Living locally to La Manga I have played each course a number of times. 
I am regularly asked which is my favourite and the answer is simple: The West Course (el campo oeste) 

The West Course is short in comparison to the North and the South courses, but it is beautiful. 

Starting with a short par four, which can be reached by long hitters, the course immediately indicates to the golfer what they are going to be faced with. Scoring well at La Manga West is all about course management and playing the holes as you find them, it is not about beating driver off every tee. 
The first shows this, a mid-iron lay-up short of the lake leaves a short iron or wedge into the green, with out of bounds behind, hence going for the green from the tee is not advisable. 

The third is a great par 5, on the card it is not long, but the layout means an iron from the tee, longer hitters may be able to get close with their second. 

Another great example of course management is the 9th, a par 5 that dog-legs round to the left, and over the hill. Brave golfers may take the driver and try a swinging draw, which would almost leave a shot over the stream/ravine and onto the small green. 

11 is another hole that requires a sensible approach, again a dogleg to the left and down the hill, anything too long will find the out of bounds. La Manga West is all about being cautious and patient, it is not about bravado or brawn. 

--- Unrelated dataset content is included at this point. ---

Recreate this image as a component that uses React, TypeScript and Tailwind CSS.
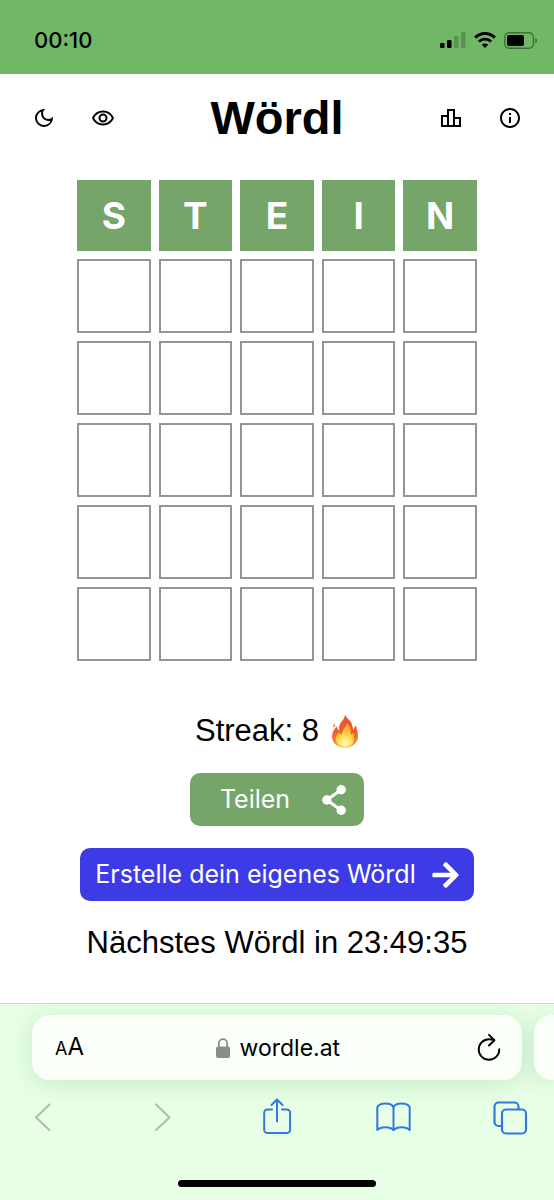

To be honest there is no weak hole on this course and that is why it gets my vote as the best of the three and with an unbelevable view out across the Mar Menor from the 18th tee, all memories of what may have been a bad round are forgotten. 

You really should play this course.


----------



## fundy (May 26, 2020)

Nice write up for a bit of hidden spam 

welcome for your short stay


----------



## davemc71 (Jul 5, 2020)

I’ve a place at La Manga club, West course is number 3 of the 3 there North and South far better courses of a high standard. West full of blind holes, great fun but take a box of balls.


----------



## GreiginFife (Jul 5, 2020)

Been to La Manga many times (every year from 2008 up until my accident)
Love the West Course, North and South are good but they are flat, wide open resort style courses where accuracy is not required for the most part.

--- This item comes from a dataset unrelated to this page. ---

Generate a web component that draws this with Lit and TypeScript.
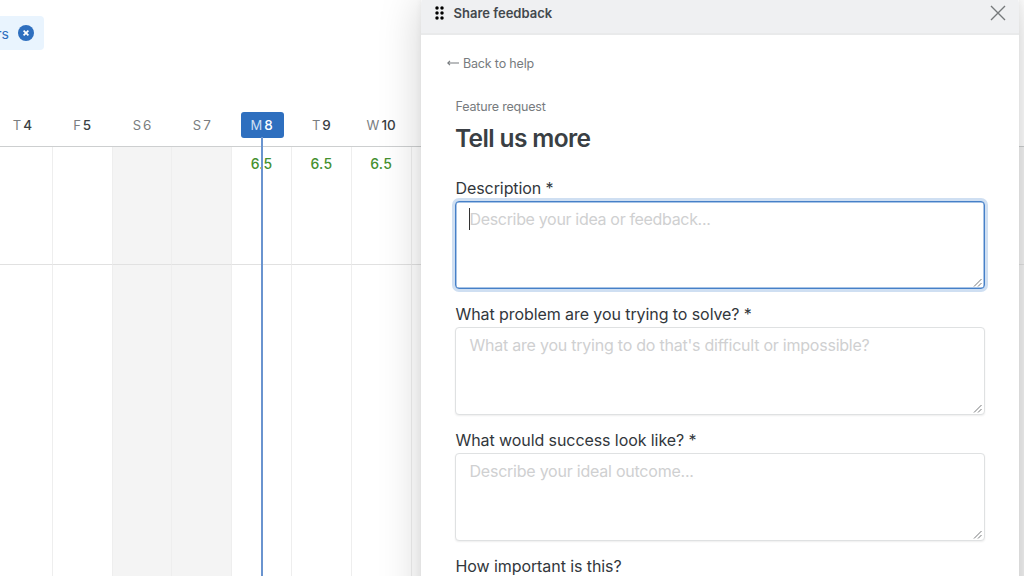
import { LitElement, html, css, svg } from "lit";
import { customElement, property } from "lit/decorators.js";
import { classMap } from "lit/directives/class-map.js";

interface Day {
  letter: string;
  date: number;
  weekend: boolean;
  today: boolean;
  hours: string;
}

const LETTERS = ["S", "M", "T", "W", "T", "F", "S"];
const DAYS: Day[] = Array.from({ length: 18 }, (_, i) => {
  const date = i + 4;
  const weekday = (date - 7 + 7) % 7;
  const weekend = weekday === 0 || weekday === 6;
  return {
    letter: LETTERS[weekday],
    date,
    weekend,
    today: date === 8,
    hours: date >= 8 && !weekend ? "6.5" : "",
  };
});
const LAST_LABELLED = 10;

@customElement("schedule-grid")
export class ScheduleGrid extends LitElement {
  static styles = css`
    :host { display: flex; flex-direction: column; height: 576px; width: 1024px; overflow: hidden; background: #fff; }
    .toolbar { height: 96px; padding-top: 16px; box-sizing: border-box; flex: none; }
    .chip {
      display: flex; align-items: center; justify-content: flex-end; gap: 9px;
      width: 44px; height: 34px; padding-right: 10px; box-sizing: border-box;
      background: #e9f4fe; border-radius: 0 4px 4px 0;
      color: #2e6fbf; font-size: 14px;
    }
    .chip svg { flex: none; }
    .days { display: grid; grid-template-columns: repeat(18, 59.8px); margin-left: -7px; width: max-content; }
    .head { height: 51px; border-bottom: 1px solid #cdcfd0; box-sizing: border-box; padding-top: 16px; flex: none; }
    .day { display: flex; justify-content: center; }
    .label {
      display: flex; align-items: center; justify-content: center; gap: 2px;
      height: 26px; width: 43px; font-size: 13px; color: #7a7d80; box-sizing: border-box; padding-right: 1px;
    }
    .num { font-weight: 500; font-size: 13.5px; color: #3a3f44; }
    .weekend .num { font-weight: 400; color: #7a7d80; }
    .today .label { background: #2e6fbf; border-radius: 3px; color: #cfe0f4; }
    .today .num { color: #fff; }
    .body { flex: 1; grid-template-rows: 117.5px 1fr; }
    .cell {
      box-sizing: border-box; border-right: 1px solid #eeeeee; border-bottom: 1px solid #e1e1e1;
      padding-top: 8px; text-align: center; line-height: 18px; font-size: 14px; font-weight: 450; color: #45902f;
      position: relative; letter-spacing: 0.25px;
    }
    .cell.open { border-bottom: 0; }
    .cell.weekend { background: #f4f4f4; }
    .marker { position: absolute; left: 29.3px; top: -10px; bottom: -1px; width: 1.5px; background: #6a94cf; }
  `;

  private cells(row: number) {
    return DAYS.map((d) => html`
      <div class=${classMap({ cell: true, weekend: d.weekend, open: row === 1 })}>
        ${row === 0 && d.date <= LAST_LABELLED ? d.hours : ""}${d.today ? html`<i class="marker"></i>` : ""}
      </div>`);
  }

  render() {
    return html`
      <div class="toolbar">
        <div class="chip">
          <span>rs</span>
          <svg width="16" height="16" viewBox="0 0 16 16">
            <circle cx="8" cy="8" r="8" fill="#2e6fbf" />
            <path d="M5.6 5.6l4.8 4.8M10.4 5.6l-4.8 4.8" stroke="#fff" stroke-width="1.7" />
          </svg>
        </div>
      </div>
      <div class="days head">
        ${DAYS.map((d) => html`
          <div class=${classMap({ day: true, weekend: d.weekend, today: d.today })}>
            ${d.date <= LAST_LABELLED
              ? html`<div class="label"><span>${d.letter}</span><span class="num">${d.date}</span></div>`
              : ""}
          </div>`)}
      </div>
      <div class="days body">${this.cells(0)}${this.cells(1)}</div>
    `;
  }
}

@customElement("feedback-field")
export class FeedbackField extends LitElement {
  @property() label = "";
  @property() placeholder = "";
  @property({ type: Boolean }) focused = false;

  static styles = css`
    :host { display: block; height: 126px; }
    .label { font-size: 16px; line-height: 26px; letter-spacing: -0.08px; color: #32373c; white-space: nowrap; }
    .box {
      display: flex; box-sizing: border-box; height: 88px; width: 530px; padding: 5px 1px 0 13px;
      margin-left: -0.5px;
      border: 1px solid #dfe1e2; border-radius: 4px; background: #fff;
      box-shadow: 0 1px 2px rgba(0, 0, 0, 0.07);
    }
    .box.focused { border-color: #4680c8; box-shadow: 0 0 0 3px #cfdff2, inset 0 0 0 0.5px #5389cd; }
    .hint { flex: 1; padding-left: 0.5px; font-size: 16px; line-height: 25px; letter-spacing: -0.23px; color: #cfd0d1; white-space: nowrap; }
    .focused .hint { letter-spacing: -0.33px; }
    .caret { width: 1px; height: 22px; margin: 1px -1px 0 0; background: #333; }
    .grip { align-self: flex-end; margin: 0 0 1px; }
  `;

  render() {
    return html`
      <div class="label">${this.label}</div>
      ${this.placeholder ? html`
        <div class=${classMap({ box: true, focused: this.focused })}>
          ${this.focused ? html`<span class="caret"></span>` : ""}
          <span class="hint">${this.placeholder}</span>
          <svg class="grip" width="10" height="9" viewBox="0 0 10 9">
            <path d="M1 8.5L8.5 1M5 8.5L8.5 5" stroke="#76797b" stroke-width="1" fill="none" />
          </svg>
        </div>` : ""}
    `;
  }
}

@customElement("app-root")
export class AppRoot extends LitElement {
  static styles = css`
    :host {
      display: block; position: relative; width: 1024px; height: 576px; overflow: hidden;
      font-family: Inter, "Liberation Sans", sans-serif;
    }
    .panel {
      position: absolute; left: 421px; top: -8px; width: 598px; height: 640px;
      background: #fff; border-radius: 12px 12px 0 0; overflow: hidden;
    }
    .shade {
      position: absolute; left: 421px; top: -8px; width: 598px; height: 640px; border-radius: 12px;
      box-shadow: 0 2px 6px rgba(0, 0, 0, 0.06), 0 8px 44px rgba(0, 0, 0, 0.18);
    }
    .bar {
      display: flex; align-items: center; height: 43px; padding: 0 13px 0 14px; box-sizing: border-box;
      background: #eff0f2; border-bottom: 2px solid #e9eaeb;
    }
    .title { flex: 1; margin: 1px 0 0 9.5px; font-size: 13px; font-weight: 600; color: #43484d; }
    .handle { margin-top: 1px; }
    .close { margin-top: 1px; }
    .back {
      display: flex; align-items: center; gap: 4px; margin: 19px 0 0 26px; height: 18px;
      font-size: 12.5px; letter-spacing: -0.17px; color: #777b7e;
    }
    .form { padding-left: 34.5px; }
    .kind { margin-top: 26px; font-size: 12.5px; line-height: 18px; letter-spacing: -0.18px; color: #777b7e; }
    h1 { margin: 6px 0 21px -0.5px; font-size: 24.5px; line-height: 32px; font-weight: 600; letter-spacing: -0.64px; color: #3a3f44; }
  `;

  render() {
    const dots = [0, 1, 2].flatMap((r) => [0, 1].map((c) =>
      svg`<circle cx=${2 + c * 5} cy=${2 + r * 5} r="1.75" fill="#000" />`));
    return html`
      <schedule-grid></schedule-grid>
      <div class="shade"></div>
      <div class="panel">
        <div class="bar">
          <svg class="handle" width="9" height="14" viewBox="0 0 9 14">${dots}</svg>
          <div class="title">Share feedback</div>
          <svg class="close" width="16" height="16" viewBox="0 0 16 16">
            <path d="M1 1l14 14M15 1L1 15" stroke="#76797b" stroke-width="1.4" fill="none" />
          </svg>
        </div>
        <div class="back">
          <svg width="12" height="8" viewBox="0 0 12 8">
            <path d="M0.5 4H12M3 1.8L0.7 4L3 6.2" stroke="#777b7e" stroke-width="1.1" fill="none" />
          </svg>
          <span>Back to help</span>
        </div>
        <div class="form">
          <div class="kind">Feature request</div>
          <h1>Tell us more</h1>
          <feedback-field focused label="Description *" placeholder="Describe your idea or feedback..."></feedback-field>
          <feedback-field label="What problem are you trying to solve? *" placeholder="What are you trying to do that's difficult or impossible?"></feedback-field>
          <feedback-field label="What would success look like? *" placeholder="Describe your ideal outcome..."></feedback-field>
          <feedback-field label="How important is this?"></feedback-field>
        </div>
      </div>
    `;
  }
}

West is tight and tree lined and requires thought to navigate the blind dog legs and short run off areas. Never been in poor condition any time I have played it.
1st is a short but great hole with that green tucked nicely in the corner behind the pond. Also love that tee shot on the 18th from way up on high.

(Note that the West is currently closed until further notice due to Covid 19. Probably because the shuttle buses are not running)


----------



## HomerJSimpson (Jul 6, 2020)

fundy said:



			Nice write up for a bit of hidden spam 

welcome for your short stay
		
Click to expand...

Unusual not to have that happy link to the product though.


----------



## AdamC28 (Jul 8, 2020)

Only been on 1 trip and played each course once but must agree the West is the most enjoyable. Brilliant test.


----------



## Paperboy (Jul 14, 2020)

AdamC28 said:



			Only been on 1 trip and played each course once but must agree the West is the most enjoyable. Brilliant test.
		
Click to expand...

It's not very enjoyable if you've got the shanks, which I did both times I played it. Love the south course but as I won 2 out of 2 on it that's probably why


----------